[Material for the task]
==========

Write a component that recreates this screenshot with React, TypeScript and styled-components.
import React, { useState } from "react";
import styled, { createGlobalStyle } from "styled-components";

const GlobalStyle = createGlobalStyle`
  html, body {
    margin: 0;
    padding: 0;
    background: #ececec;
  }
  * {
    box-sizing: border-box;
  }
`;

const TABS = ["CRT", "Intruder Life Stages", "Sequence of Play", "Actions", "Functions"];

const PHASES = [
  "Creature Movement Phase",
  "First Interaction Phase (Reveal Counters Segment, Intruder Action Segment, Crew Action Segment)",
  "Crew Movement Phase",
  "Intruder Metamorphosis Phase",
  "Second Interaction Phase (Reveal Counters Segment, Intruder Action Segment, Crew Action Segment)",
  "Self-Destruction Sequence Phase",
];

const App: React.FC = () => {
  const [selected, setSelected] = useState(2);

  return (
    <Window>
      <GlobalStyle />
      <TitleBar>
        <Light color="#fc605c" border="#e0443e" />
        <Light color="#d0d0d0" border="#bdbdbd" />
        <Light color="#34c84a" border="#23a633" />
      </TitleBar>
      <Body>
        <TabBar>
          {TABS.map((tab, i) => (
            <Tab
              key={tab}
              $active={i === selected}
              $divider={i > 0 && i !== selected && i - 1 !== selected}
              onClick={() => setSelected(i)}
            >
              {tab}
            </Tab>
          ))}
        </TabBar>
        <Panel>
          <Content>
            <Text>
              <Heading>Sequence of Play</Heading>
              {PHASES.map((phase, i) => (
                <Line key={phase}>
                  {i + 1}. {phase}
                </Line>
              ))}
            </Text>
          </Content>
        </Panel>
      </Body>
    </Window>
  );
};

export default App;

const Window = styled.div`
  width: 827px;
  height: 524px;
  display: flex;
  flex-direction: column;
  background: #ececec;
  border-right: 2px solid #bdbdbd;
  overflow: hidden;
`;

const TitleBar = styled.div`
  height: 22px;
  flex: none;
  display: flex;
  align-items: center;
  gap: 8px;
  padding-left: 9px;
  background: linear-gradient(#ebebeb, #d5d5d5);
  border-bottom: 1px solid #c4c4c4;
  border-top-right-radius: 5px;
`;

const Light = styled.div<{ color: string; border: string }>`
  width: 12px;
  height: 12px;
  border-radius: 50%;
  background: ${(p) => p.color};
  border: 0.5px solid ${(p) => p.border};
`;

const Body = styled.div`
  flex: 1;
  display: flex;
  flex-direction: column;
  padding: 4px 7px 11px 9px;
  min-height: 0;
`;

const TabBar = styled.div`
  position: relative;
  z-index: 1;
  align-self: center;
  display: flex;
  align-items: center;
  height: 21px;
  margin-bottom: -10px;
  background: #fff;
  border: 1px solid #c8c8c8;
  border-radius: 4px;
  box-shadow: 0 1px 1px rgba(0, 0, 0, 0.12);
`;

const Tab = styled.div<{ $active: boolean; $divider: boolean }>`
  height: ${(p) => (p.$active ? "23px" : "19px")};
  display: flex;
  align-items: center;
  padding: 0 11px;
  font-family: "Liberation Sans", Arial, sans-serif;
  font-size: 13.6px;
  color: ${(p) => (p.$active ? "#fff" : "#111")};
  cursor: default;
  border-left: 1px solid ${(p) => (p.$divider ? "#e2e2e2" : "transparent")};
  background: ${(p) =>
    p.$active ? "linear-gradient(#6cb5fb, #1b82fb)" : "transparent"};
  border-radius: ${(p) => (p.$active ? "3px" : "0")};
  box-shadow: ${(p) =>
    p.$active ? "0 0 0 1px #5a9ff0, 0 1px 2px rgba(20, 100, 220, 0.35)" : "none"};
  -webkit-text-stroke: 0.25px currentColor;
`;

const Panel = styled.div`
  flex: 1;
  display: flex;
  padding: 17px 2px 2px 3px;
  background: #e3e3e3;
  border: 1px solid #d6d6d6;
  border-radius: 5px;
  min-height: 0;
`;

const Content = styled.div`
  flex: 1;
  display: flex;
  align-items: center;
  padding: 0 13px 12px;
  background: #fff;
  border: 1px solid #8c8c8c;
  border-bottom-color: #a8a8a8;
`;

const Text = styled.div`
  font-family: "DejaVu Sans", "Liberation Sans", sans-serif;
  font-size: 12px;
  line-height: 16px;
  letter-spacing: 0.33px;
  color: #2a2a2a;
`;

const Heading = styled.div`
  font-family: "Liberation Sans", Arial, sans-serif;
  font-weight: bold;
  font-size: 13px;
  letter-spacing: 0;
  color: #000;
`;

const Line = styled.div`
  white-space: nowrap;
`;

==========

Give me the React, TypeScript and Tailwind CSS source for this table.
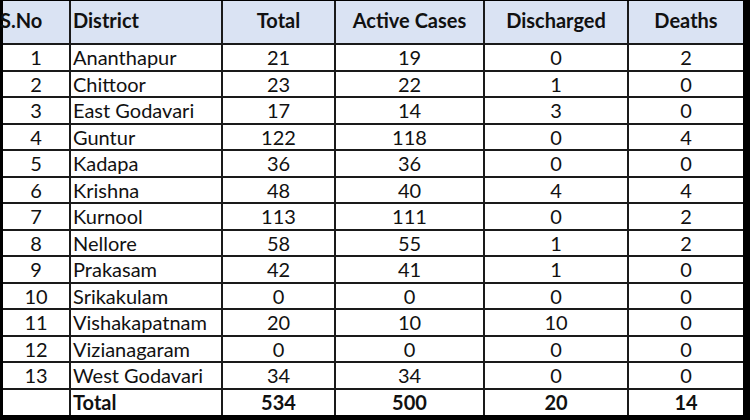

==========

[Short exercise] Copy every line of the records above that contains "React".

[Task response]
Write a component that recreates this screenshot with React, TypeScript and styled-components.
import React, { useState } from "react";
const App: React.FC = () => {
Give me the React, TypeScript and Tailwind CSS source for this table.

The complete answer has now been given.